Gedanken über die Bedeutung von Worten
Der Besuch des Pastors bei dem älteren Herrn gehörte nicht zu den Ereignissen, von denen man meinen könnte, dass sie zu den Besonderheiten seines Dienstes zählen. Nicht, dass Besuche zur Routine geworden waren, es sollte doch ein ‚normaler’ Besuch im Pflegeheim sein. Man(n) war sich vor Jahren schon einmal begegnet, kannte sich mit Namen.
Das Zimmer war eingerichtet wie man es in einem Pflegeheim erwartet, zweckmäßig und modern. Alles lag ordentlich an seinem Platz. Die Wände strahlten in einem freundlichen, mediterranen Orangeton. Der ein oder andere Bilddruck hing an der Wand.

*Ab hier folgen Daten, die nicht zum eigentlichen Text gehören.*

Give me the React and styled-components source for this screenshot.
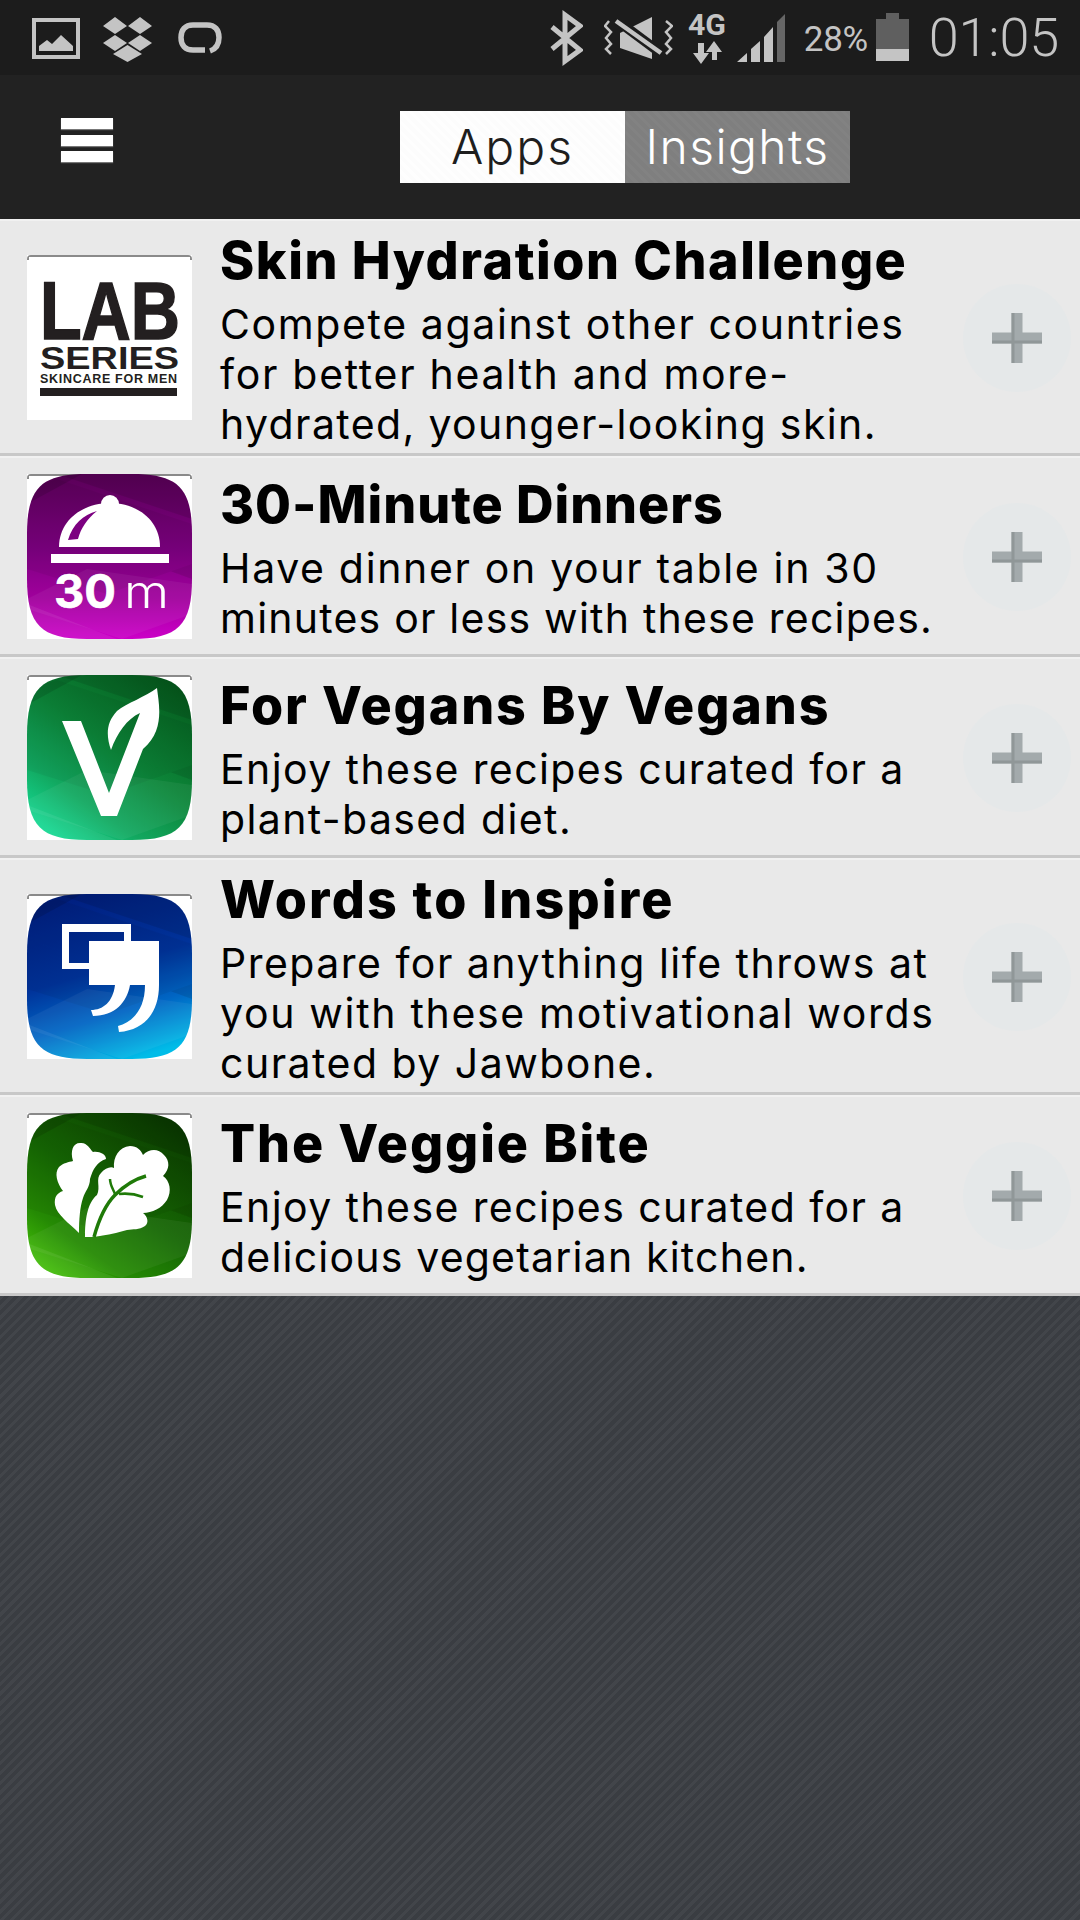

Doch irgendetwas fehlte. Erst beim zweiten, dritten Blick fiel dem Besucher auf, dass es kein Mobiliar gab, um sich gemütlich an einen Tisch zu setzten, um miteinander, vielleicht bei einer Tasse Tee, miteinander zu plauschen.
Beim Eintritt in das Zimmer reagierte der Heimbewohner nicht. Er saß in seinem Rollstuhl und nahm seinen Besucher irgendwie nicht wahr. Erst nach einem etwas lauteren „Guten Tag“, schien er seinen Gast zu bemerken. Er drehte sich in Richtung Tür um und erwiderte den Gruß.
Der alte Herr war nicht etwa unhöflich, fühlte sich auch nicht gestört! Er konnte nur sehr schlecht hören und war zudem blind.
Schlagartig bemerkte der Pastor, dass dieser Besuch kein ‚normaler’ sein wird. Es folgte ein langes, immer wieder von Pausen bestimmtes Gespräch, in dem die Einrichtung, die Wandfarbe oder ein fehlendes Sofa keine Rolle mehr spielte.
Es waren die Worte, die in dieser Begegnung zählten. Erstaunlicher Weise spielten Mimik und selten Gestik eine Rolle.
In seiner Schöpfung hat der HERR uns Menschen mit Sinnesorganen ausgestattet und dabei offensichtlich berücksichtigt, dass nicht immer alle einwandfrei funktionieren könnten.
In unserem Fall konnten die Worte das Sehen ausgleichen. Es galt ‚lediglich’, sich auf das Gegenüber einzustellen. (s.a. Matthäus 7,12)
Was als Besuch mit Hindernissen begann, endete durch die richtigen Worte von den beiden, in einer angemessenen Art formuliert, in einer gelungen Beziehung.